Swift says its blockchain-based ledger is ready for initial use, with 17 banks preparing to pilot live cross-border transactions using tokenised deposits. For Southeast Asia, the immediate watch point is that DBS, OCBC and UOB are all on Swift’s published pilot list.
What Swift announced
In its 9 July 2026 press release, Swift says the ledger is designed to let participating banks move funds for customers around the clock, including overnight and on weekends, before final settlement through existing systems. Swift says banks can gain better liquidity efficiency and client experience without changing the compliance, credit, risk and control standards built into existing payment processing.
Why Singapore matters in this pilot
The useful regional signal is not that tokenised cross-border payments are now a mass-market reality.
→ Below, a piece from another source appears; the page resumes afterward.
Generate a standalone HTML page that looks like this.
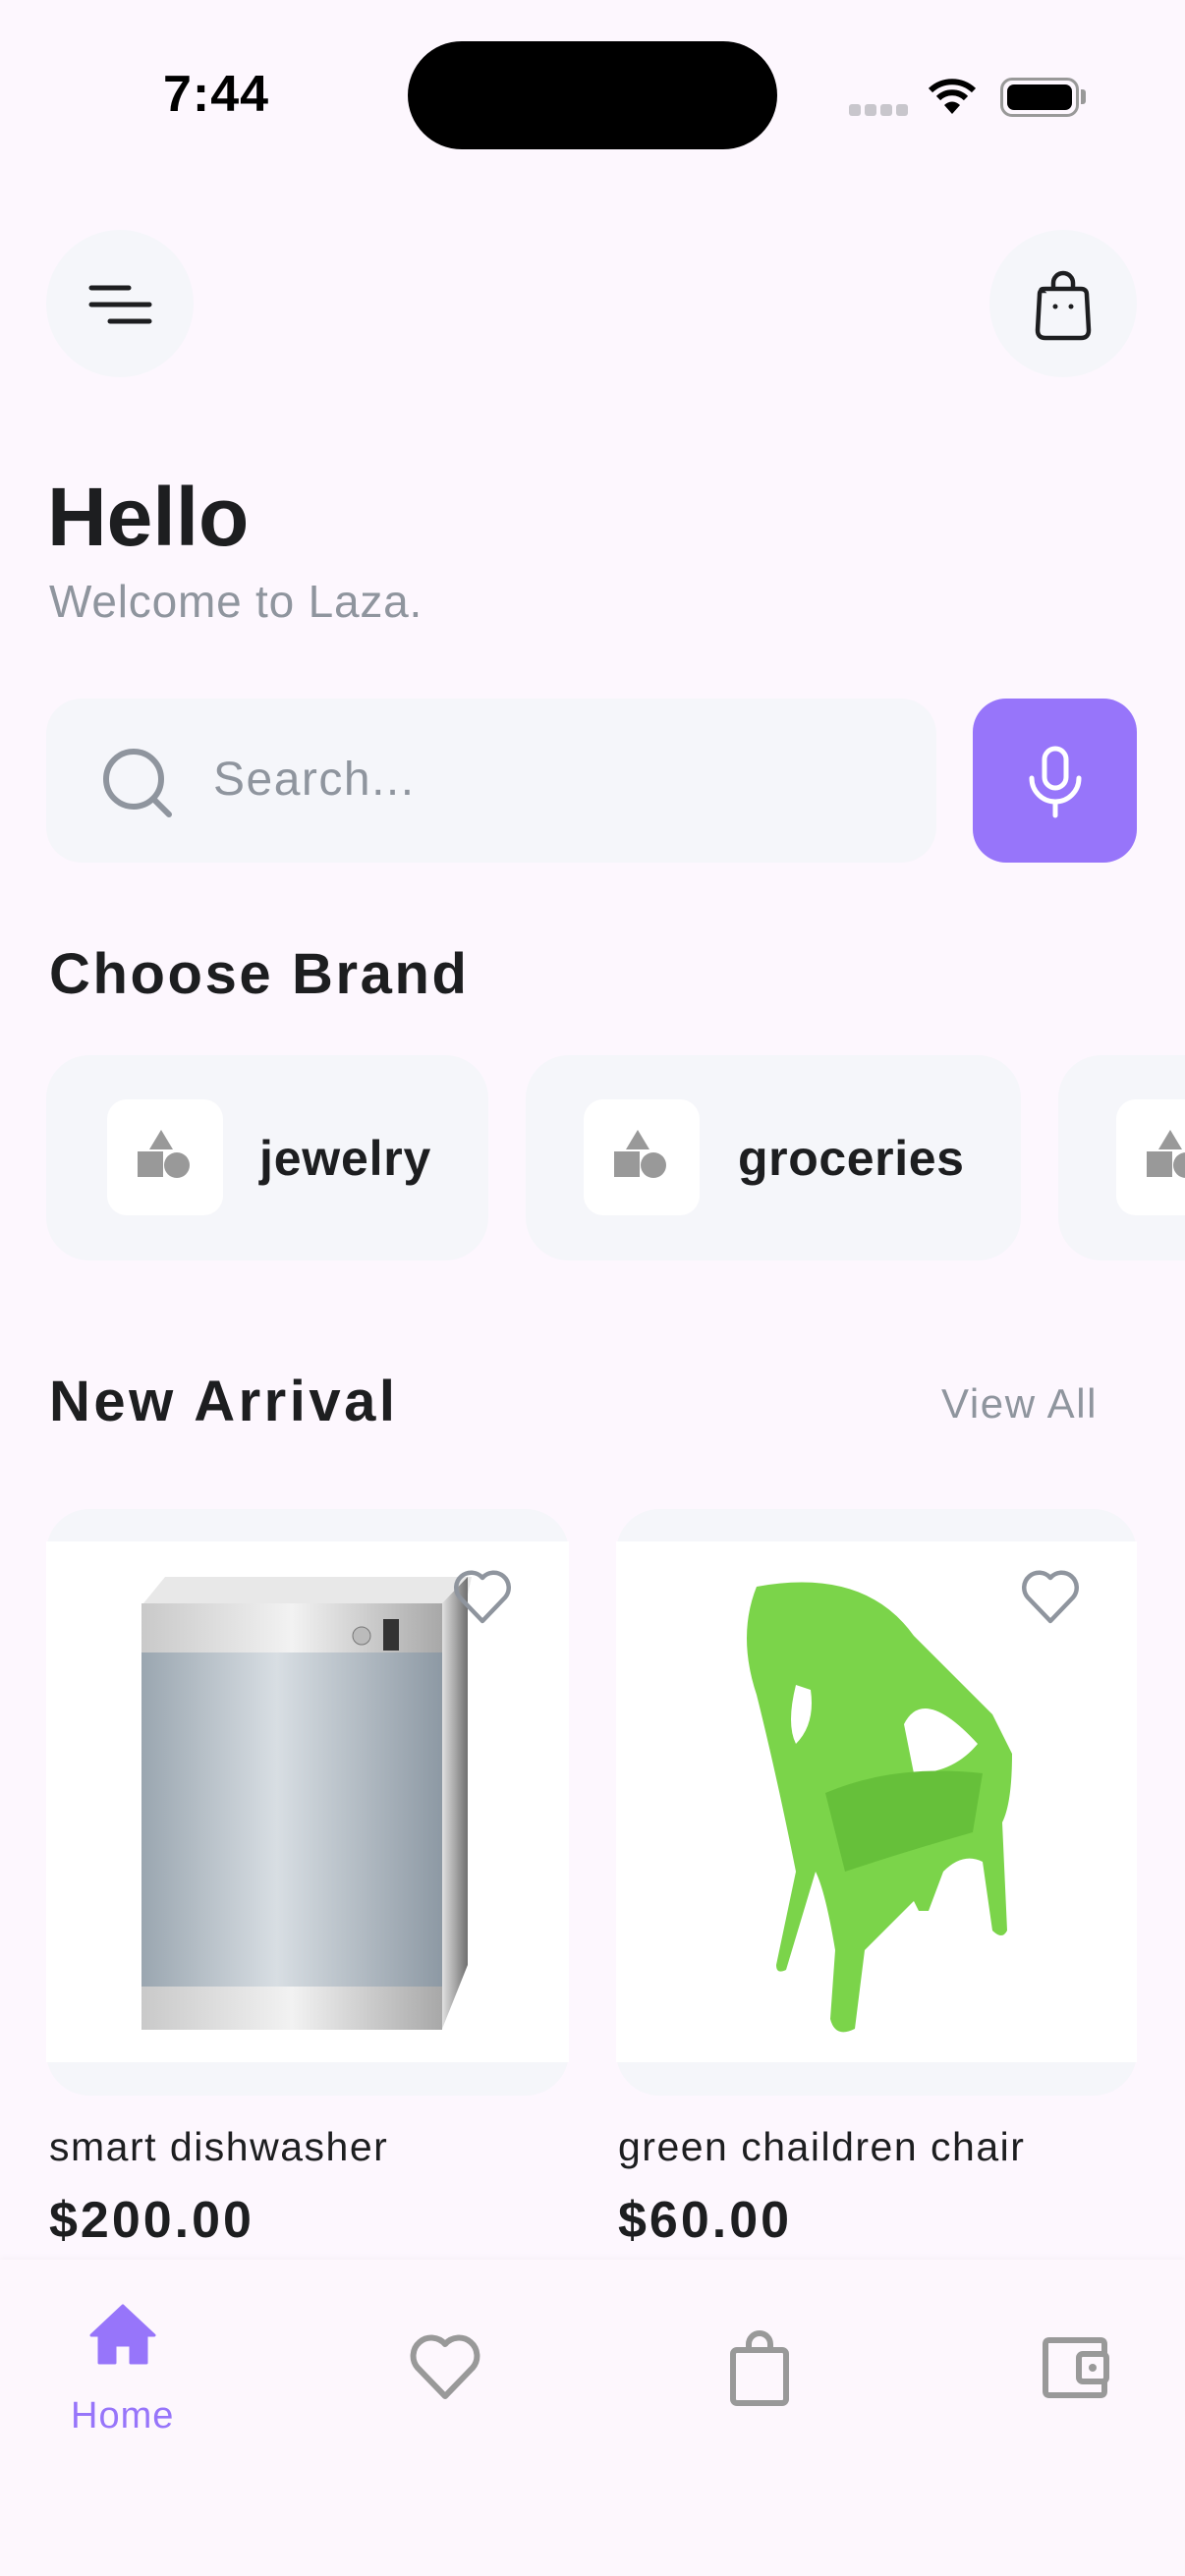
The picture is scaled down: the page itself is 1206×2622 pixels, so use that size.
<!DOCTYPE html>
<html><head><meta charset="utf-8">
<style>
*{margin:0;padding:0;box-sizing:border-box}
body{width:1206px;height:2622px;background:#FDF7FE;font-family:"Liberation Sans",sans-serif;position:relative;overflow:hidden;color:#1D1B20}
.a{position:absolute}
.t{white-space:nowrap}
</style></head><body>
<!-- status bar -->
<div class="a t" style="left:166px;top:66px;font-size:52px;font-weight:700;color:#000;letter-spacing:1px">7:44</div>
<div class="a" style="left:415px;top:42px;width:376px;height:110px;background:#000;border-radius:55px"></div>
<div class="a" style="left:864px;top:106px;width:60px;height:12px;display:flex;gap:4px">
<span style="width:12px;height:12px;border-radius:3px;background:#C8C6CC"></span><span style="width:12px;height:12px;border-radius:3px;background:#C8C6CC"></span><span style="width:12px;height:12px;border-radius:3px;background:#C8C6CC"></span><span style="width:12px;height:12px;border-radius:3px;background:#C8C6CC"></span></div>
<svg class="a" style="left:943px;top:78px" width="52" height="40" viewBox="0 0 52 40"><path d="M4 14 A32 32 0 0 1 48 14" stroke="#000" stroke-width="6" fill="none"/><path d="M12 22 A20 20 0 0 1 40 22" stroke="#000" stroke-width="6" fill="none"/><path d="M26 38 L18 29 A11 11 0 0 1 34 29 Z" fill="#000"/></svg>
<div class="a" style="left:1018px;top:79px;width:80px;height:40px;border:3px solid #999;border-radius:12px;padding:4px"><div style="width:100%;height:100%;background:#000;border-radius:7px"></div></div>
<div class="a" style="left:1100px;top:91px;width:5px;height:15px;background:#999;border-radius:0 3px 3px 0"></div>
<!-- header buttons -->
<div class="a" style="left:47px;top:234px;width:150px;height:150px;border-radius:50%;background:#F5F6FA"></div>
<svg class="a" style="left:88px;top:288px" width="70" height="44" viewBox="0 0 70 44"><g stroke="#1D1E20" stroke-width="5" stroke-linecap="round"><line x1="5" y1="5" x2="43" y2="5"/><line x1="5" y1="22" x2="64" y2="22"/><line x1="24" y1="39" x2="64" y2="39"/></g></svg>
<div class="a" style="left:1007px;top:234px;width:150px;height:150px;border-radius:50%;background:#F5F6FA"></div>
<svg class="a" style="left:1046px;top:272px" width="72" height="76" viewBox="0 0 72 76"><path d="M26 22 V16 A10 10 0 0 1 46 16 V22" stroke="#1D1E20" stroke-width="4.5" fill="none"/><path d="M14 24 Q12 22 18 22 H54 Q60 22 60 28 L62 64 Q62 72 54 72 H18 Q10 72 10 64 L12 28 Q12 24 14 24Z" stroke="#1D1E20" stroke-width="4.5" fill="none"/><circle cx="28" cy="40" r="2.5" fill="#1D1E20"/><circle cx="44" cy="40" r="2.5" fill="#1D1E20"/></svg>
<!-- hello -->
<div class="a t" style="left:48px;top:478px;font-size:84px;font-weight:700;color:#1D1E20">Hello</div>
<div class="a t" style="left:50px;top:585px;font-size:46px;color:#8F959E;letter-spacing:0.8px">Welcome to Laza.</div>
<!-- search -->
<div class="a" style="left:47px;top:711px;width:906px;height:167px;border-radius:36px;background:#F5F6FA"></div>
<svg class="a" style="left:100px;top:757px" width="80" height="80" viewBox="0 0 80 80"><circle cx="36" cy="36" r="28" stroke="#8F959E" stroke-width="6" fill="none"/><line x1="57" y1="57" x2="72" y2="72" stroke="#8F959E" stroke-width="6" stroke-linecap="round"/></svg>
<div class="a t" style="left:217px;top:766px;font-size:48px;color:#8F959E;letter-spacing:1.5px">Search...</div>
<div class="a" style="left:990px;top:711px;width:167px;height:167px;border-radius:34px;background:#9775FA"></div>
<svg class="a" style="left:1040px;top:758px" width="68" height="76" viewBox="0 0 68 76"><rect x="23" y="4" width="22" height="40" rx="11" stroke="#fff" stroke-width="5" fill="none"/><path d="M10 34 A24 24 0 0 0 58 34" stroke="#fff" stroke-width="5" fill="none" stroke-linecap="round"/><line x1="34" y1="58" x2="34" y2="72" stroke="#fff" stroke-width="5" stroke-linecap="round"/></svg>
<!-- choose brand -->
<div class="a t" style="left:50px;top:958px;font-size:58px;font-weight:700;color:#1D1E20;letter-spacing:2.6px">Choose Brand</div>
<div class="a" style="left:47px;top:1074px;width:450px;height:209px;border-radius:44px;background:#F5F6FA"></div>
<div class="a" style="left:535px;top:1074px;width:504px;height:209px;border-radius:44px;background:#F5F6FA"></div>
<div class="a" style="left:1077px;top:1074px;width:200px;height:209px;border-radius:44px;background:#F5F6FA"></div>
<div class="a" style="left:109px;top:1119px;width:118px;height:118px;border-radius:20px;background:#fff"></div>
<div class="a" style="left:594px;top:1119px;width:118px;height:118px;border-radius:20px;background:#fff"></div>
<div class="a" style="left:1136px;top:1119px;width:118px;height:118px;border-radius:20px;background:#fff"></div>
<svg width="0" height="0" style="position:absolute"><defs><g id="sh"><path d="M24 0 L36 20 H12Z" fill="#999"/><rect x="0" y="22" width="26" height="26" fill="#999"/><circle cx="40" cy="36" r="13" fill="#999"/></g></defs></svg>
<svg class="a" style="left:140px;top:1150px" width="60" height="56"><use href="#sh"/></svg>
<svg class="a" style="left:625px;top:1150px" width="60" height="56"><use href="#sh"/></svg>
<svg class="a" style="left:1167px;top:1150px" width="60" height="56"><use href="#sh"/></svg>
<div class="a t" style="left:264px;top:1150px;font-size:50px;font-weight:700;color:#1D1E20;letter-spacing:0.8px">jewelry</div>
<div class="a t" style="left:751px;top:1150px;font-size:50px;font-weight:700;color:#1D1E20;letter-spacing:0.6px">groceries</div>
<!-- new arrival -->
<div class="a t" style="left:50px;top:1393px;font-size:58px;font-weight:700;color:#1D1E20;letter-spacing:3.5px">New Arrival</div>
<div class="a t" style="left:958px;top:1405px;font-size:42px;color:#8F959E;letter-spacing:1.6px">View All</div>
<!-- product cards -->
<div class="a" style="left:47px;top:1536px;width:532px;height:597px;border-radius:44px;background:#F5F6FA"></div>
<div class="a" style="left:47px;top:1569px;width:532px;height:530px;background:#fff"></div>
<div class="a" style="left:627px;top:1536px;width:530px;height:597px;border-radius:44px;background:#F5F6FA"></div>
<div class="a" style="left:627px;top:1569px;width:530px;height:530px;background:#fff"></div>
<!-- dishwasher -->
<svg class="a" style="left:140px;top:1600px" width="350" height="470" viewBox="0 0 350 470">
<defs><linearGradient id="g1" x1="0" x2="1"><stop offset="0" stop-color="#9AA6B0"/><stop offset=".45" stop-color="#D8DEE3"/><stop offset="1" stop-color="#8D99A4"/></linearGradient>
<linearGradient id="g2" x1="0" x2="1"><stop offset="0" stop-color="#C9C9C9"/><stop offset=".5" stop-color="#F2F2F2"/><stop offset="1" stop-color="#A8A8A8"/></linearGradient>
<linearGradient id="g3" x1="0" x2="1"><stop offset="0" stop-color="#E0E0E0"/><stop offset="1" stop-color="#6F6F6F"/></linearGradient></defs>
<path d="M6 32 L28 5 H340 L334 32Z" fill="#E8E8E8"/>
<rect x="4" y="32" width="306" height="50" fill="url(#g2)"/>
<path d="M310 32 L336 5 V400 L310 465Z" fill="url(#g3)"/>
<rect x="4" y="82" width="306" height="340" fill="url(#g1)"/>
<rect x="4" y="422" width="306" height="44" fill="url(#g2)"/>
<rect x="250" y="48" width="16" height="32" fill="#333"/>
<circle cx="228" cy="65" r="9" fill="#bbb" stroke="#777"/>
</svg>
<!-- chair -->
<svg class="a" style="left:730px;top:1605px" width="330" height="470" viewBox="0 0 330 470">
<g fill="#7BD44A">
<path d="M40 10 Q150 -10 200 60 Q240 100 280 140 L300 180 Q300 230 290 250 L295 360 Q290 370 280 360 L270 290 Q250 280 230 300 L215 340 L205 340 L200 330 Q170 360 150 380 L140 460 Q120 470 115 450 L120 380 Q110 320 100 300 L70 400 Q60 405 60 395 L80 300 Q60 200 40 120 Q20 60 40 10Z"/>
</g>
<path d="M80 110 Q70 150 80 170 Q100 150 95 115Z M190 150 Q210 110 265 170 Q240 200 200 200Z" fill="#fff"/>
<path d="M110 220 Q180 190 270 200 L260 260 Q190 280 130 300Z" fill="#66C03A"/>
</svg>
<svg class="a" style="left:460px;top:1596px" width="62" height="60" viewBox="0 0 62 60"><path d="M31 54 L8 30 A13 13 0 0 1 31 10 A13 13 0 0 1 54 30Z" stroke="#8F959E" stroke-width="4.5" fill="none" stroke-linejoin="round"/></svg>
<svg class="a" style="left:1038px;top:1596px" width="62" height="60" viewBox="0 0 62 60"><path d="M31 54 L8 30 A13 13 0 0 1 31 10 A13 13 0 0 1 54 30Z" stroke="#8F959E" stroke-width="4.5" fill="none" stroke-linejoin="round"/></svg>
<div class="a t" style="left:50px;top:2162px;font-size:41px;color:#1D1E20;letter-spacing:1.5px">smart dishwasher</div>
<div class="a t" style="left:629px;top:2162px;font-size:41px;color:#1D1E20;letter-spacing:1.5px">green chaildren chair</div>
<div class="a t" style="left:50px;top:2230px;font-size:52px;font-weight:700;color:#1D1E20;letter-spacing:3px">$200.00</div>
<div class="a t" style="left:629px;top:2230px;font-size:52px;font-weight:700;color:#1D1E20;letter-spacing:3px">$60.00</div>
<!-- bottom nav -->
<div class="a" style="left:0;top:2300px;width:1206px;height:322px;background:#FDF7FD;box-shadow:0 -2px 6px rgba(0,0,0,0.03)"></div>
<svg class="a" style="left:91px;top:2345px" width="68" height="64" viewBox="0 0 68 64"><path d="M34 2 L66 32 H58 V60 H42 V42 H26 V60 H10 V32 H2Z" fill="#9775FA" stroke="#9775FA" stroke-linejoin="round" stroke-width="3"/></svg>
<div class="a t" style="left:72px;top:2438px;font-size:38px;color:#9775FA;letter-spacing:1px">Home</div>
<svg class="a" style="left:416px;top:2375px" width="74" height="70" viewBox="0 0 74 70"><path d="M37 64 L9 35 A16 16 0 0 1 37 11 A16 16 0 0 1 65 35Z" stroke="#999" stroke-width="6" fill="none" stroke-linejoin="round"/></svg>
<svg class="a" style="left:740px;top:2372px" width="66" height="80" viewBox="0 0 66 80"><path d="M22 20 V14 A11 11 0 0 1 44 14 V20" stroke="#999" stroke-width="6" fill="none"/><rect x="6" y="20" width="54" height="54" rx="4" stroke="#999" stroke-width="6" fill="none"/></svg>
<svg class="a" style="left:1058px;top:2374px" width="74" height="72" viewBox="0 0 74 72"><path d="M62 8 H10 Q6 8 6 12 V60 Q6 64 10 64 H62 Q66 64 66 60 V50 M66 22 V12 Q66 8 62 8" stroke="#999" stroke-width="6" fill="none"/><rect x="40" y="22" width="28" height="28" rx="4" stroke="#999" stroke-width="6" fill="none"/><circle cx="54" cy="36" r="4" fill="#999"/></svg>
</body></html>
It is that large regulated banks, including three from Singapore, are being named publicly in a controlled pilot that links digital-asset infrastructure to established international payment rails.
That matters because Singapore’s banks often act as regional distribution and treasury nodes. If Swift’s controlled go-live expands beyond pilot mode, the downstream questions will shift from concept validation to treasury operations, client use cases, liquidity management, controls and interoperability across Asian payment corridors.
Claim boundary
At this stage, SEA Connect is treating the story as source-confirmed infrastructure news because the claims come directly from Swift’s official press release. The public copy keeps the boundary narrow: ledger readiness, pilot participation, tokenised-deposit use and cited future possibilities remain attributed to Swift rather than presented as completed market transformation.